Il Grand Tour d’Europa di Mark Zuckerberg non è certo una vacanza. Dopo la tappa tedesca a Monaco in cui è intervenuto alla Security Conference definendo Facebook come “Qualcosa a metà tra un giornale e una compagnia di telecomunicazioni”, ora gli tocca un faccia a faccia con Margrethe Vestager, il commissario europeo per la concorrenza. Sul piatto c’è la creazione di un Digital single market europeo: scopo, far restare nell’Ue i dati dei cittadini dell’unione.

Il mercato unico dei dati – La grande F ha un modello di business ormai chiarissimo: usare i dati dei suoi utenti (dentro e fuori la piattaforma) per aggregare categorie di pubblico da rivendere alle aziende per la loro pubblicità. Architrave di questo sistema sono i dati provenienti dalle cosiddette terze parti ovvero non quelli direttamente acquisiti da Facebook ma quelli raccolti e venduti da tutti gli altri siti internet. Quando quella fastidiosa scritta sull’accettare i cookie compare sullo schermo e il bottone “Accetto” viene distrattamente schiacciato, si sta fornendo a quel sito l’autorizzazione a rivendere a piattaforme come Facebook l’informazione della nostra visita a quella pagina, su cosa si è cliccato e quanto tempo è durata la visita.
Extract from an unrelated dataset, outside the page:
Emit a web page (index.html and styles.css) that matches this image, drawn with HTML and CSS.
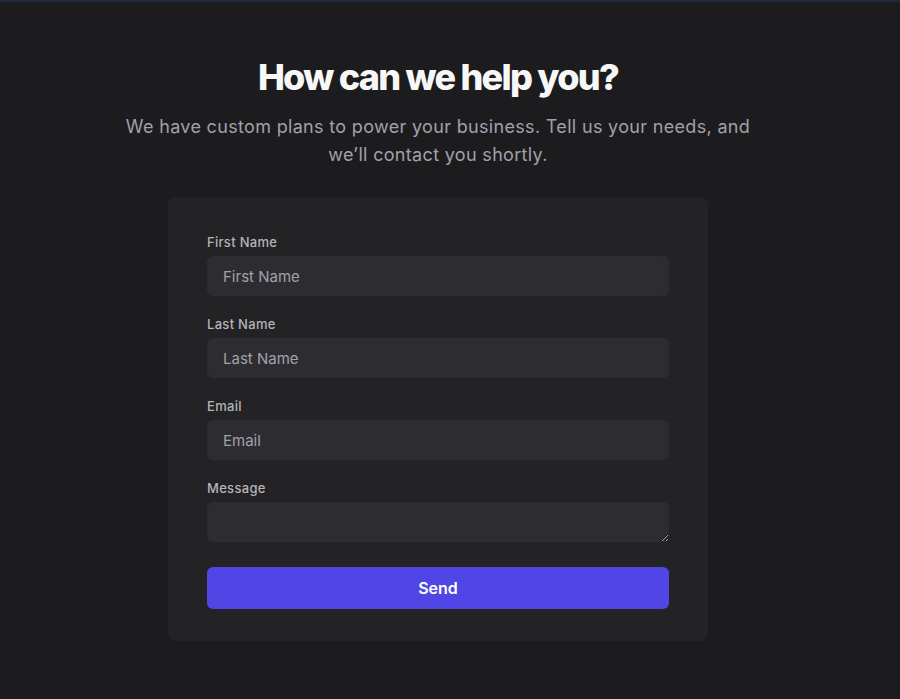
FILE: index.html
```html
<!DOCTYPE html>
<html lang="en">
<head>
<meta charset="utf-8">
<title>Contact</title>
<link rel="stylesheet" href="styles.css">
</head>
<body>
<main class="page">
  <h1 class="title">How can we help you?</h1>
  <p class="subtitle">We have custom plans to power your business. Tell us your needs, and we’ll contact you shortly.</p>
  <form class="card">
    <div class="field">
      <label class="label" for="fn">First Name</label>
      <input class="input" id="fn" type="text" placeholder="First Name">
    </div>
    <div class="field">
      <label class="label" for="ln">Last Name</label>
      <input class="input" id="ln" type="text" placeholder="Last Name">
    </div>
    <div class="field">
      <label class="label" for="em">Email</label>
      <input class="input" id="em" type="email" placeholder="Email">
    </div>
    <div class="field">
      <label class="label" for="msg">Message</label>
      <textarea class="input textarea" id="msg" rows="1"></textarea>
    </div>
    <button class="button" type="button">Send</button>
  </form>
</main>
</body>
</html>
```
FILE: styles.css
```css
* { box-sizing: border-box; }
html, body { margin: 0; padding: 0; }
body {
  background: #1c1c1e;
  border-top: 2px solid #1f2a3c;
  font-family: Inter, "Noto Sans", sans-serif;
  color: #f4f4f5;
  min-height: 699px;
}
.page {
  width: 876px;
  display: flex;
  flex-direction: column;
  align-items: center;
  padding-top: 55px;
}
.title {
  margin: 0;
  font-size: 36px;
  line-height: 40px;
  font-weight: 800;
  letter-spacing: -0.048em;
  color: #f7f7f8;
}
.subtitle {
  margin: 16px 0 0;
  width: 650px;
  text-align: center;
  font-size: 18px;
  line-height: 28px;
  letter-spacing: 0.018em;
  color: #a1a1aa;
}
.card {
  margin-top: 28px;
  width: 540px;
  background: #232325;
  border-radius: 8px;
  padding: 35px 39px 32px;
  display: flex;
  flex-direction: column;
}
.field {
  display: flex;
  flex-direction: column;
  gap: 4px;
  margin-bottom: 18px;
}
.field:last-of-type { margin-bottom: 25px; }
.label {
  font-size: 13px;
  line-height: 20px;
  font-weight: 500;
  letter-spacing: 0.3px;
  color: #b4b4b9;
}
.input {
  height: 40px;
  width: 100%;
  border: none;
  outline: none;
  border-radius: 6px;
  background: #2d2d31;
  padding: 0 16px;
  font-family: inherit;
  font-size: 15px;
  color: #e4e4e7;
}
.input::placeholder { color: #a1a1aa; }
.textarea {
  display: block;
  resize: vertical;
  padding: 8px 16px;
}
.button {
  height: 42px;
  border: none;
  border-radius: 6px;
  background: #4f46e5;
  color: #ffffff;
  font-family: inherit;
  font-size: 16px;
  font-weight: 600;
  cursor: pointer;
}
```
Secondo il piano della Vestager (aiutata da Thierry Breton, il commissario europeo al Mercato interno) questi dati, e il profitto che se ne ricava, dovrebbero restare nei confini europei e alimentare il mercato interno che attualmente vale 285 miliardi ed è nelle mani di aziende extracomunitarie.

Più tasse per tutti (i giganti) – Assieme agli anni 10 del ventunesimo secondo sono finiti anche gli anni in cui le grandi compagnie tecnologiche potevano generare profitti enormi volando sotto il radar dei regolamenti fiscali. Il nuovo piano europeo di tassazione dei giganti ha nel mirino non solo le classiche Amazon, Alphabet (Google), Apple e Facebook ma anche i giganti della comunicazione cinese come Tencent. Gli attacchi non vengono solo dal vecchio continente: l’antitrust statunitense ha ordinato la consegna dei documenti relativi a tutte le acquisizioni delle grandi compagnie mentre Google è ricorsa in appello contro la multa da 2.4 miliardi per pratiche scorrette nelle ricerche legate allo shopping. Intanto il fondatore di Facebook ha voluto dare il suo sostegno all’opera dell’Ocse dalle colonne del Financial times: “Le aziende tecnologiche dovrebbero servire la società e pertanto sosteniamo gli sforzi dell’Ocse volti a creare regole fiscali globali eque per Internet. Una buona regolamentazione delle Big Tech può danneggiare i nostri affari a breve termine ma nel lungo periodo darà benefici a tutti”.

Facebook Media company – Alla conferenza di Monaco Mark Zuckerberg ha messo bene in chiaro dove vuole posizionare il suo titano, un cambiamento radicale dal “Noi non siamo una media company” del 2016. Il fondatore vorrebbe qualcosa a metà tra un giornale e una compagnia di telecomunicazioni: la piattaforma non può disinteressarsi dei contenuti che veicola come potrebbe fare una linea telefonica ma non può essere trattata (e sanzionata) come un media tradizionale. Nuove regolamentazioni e nuove restrizioni sono benvenute per il mercato europeo se (e solo se) si riconosce la responsabilità limitata delle piattaforme.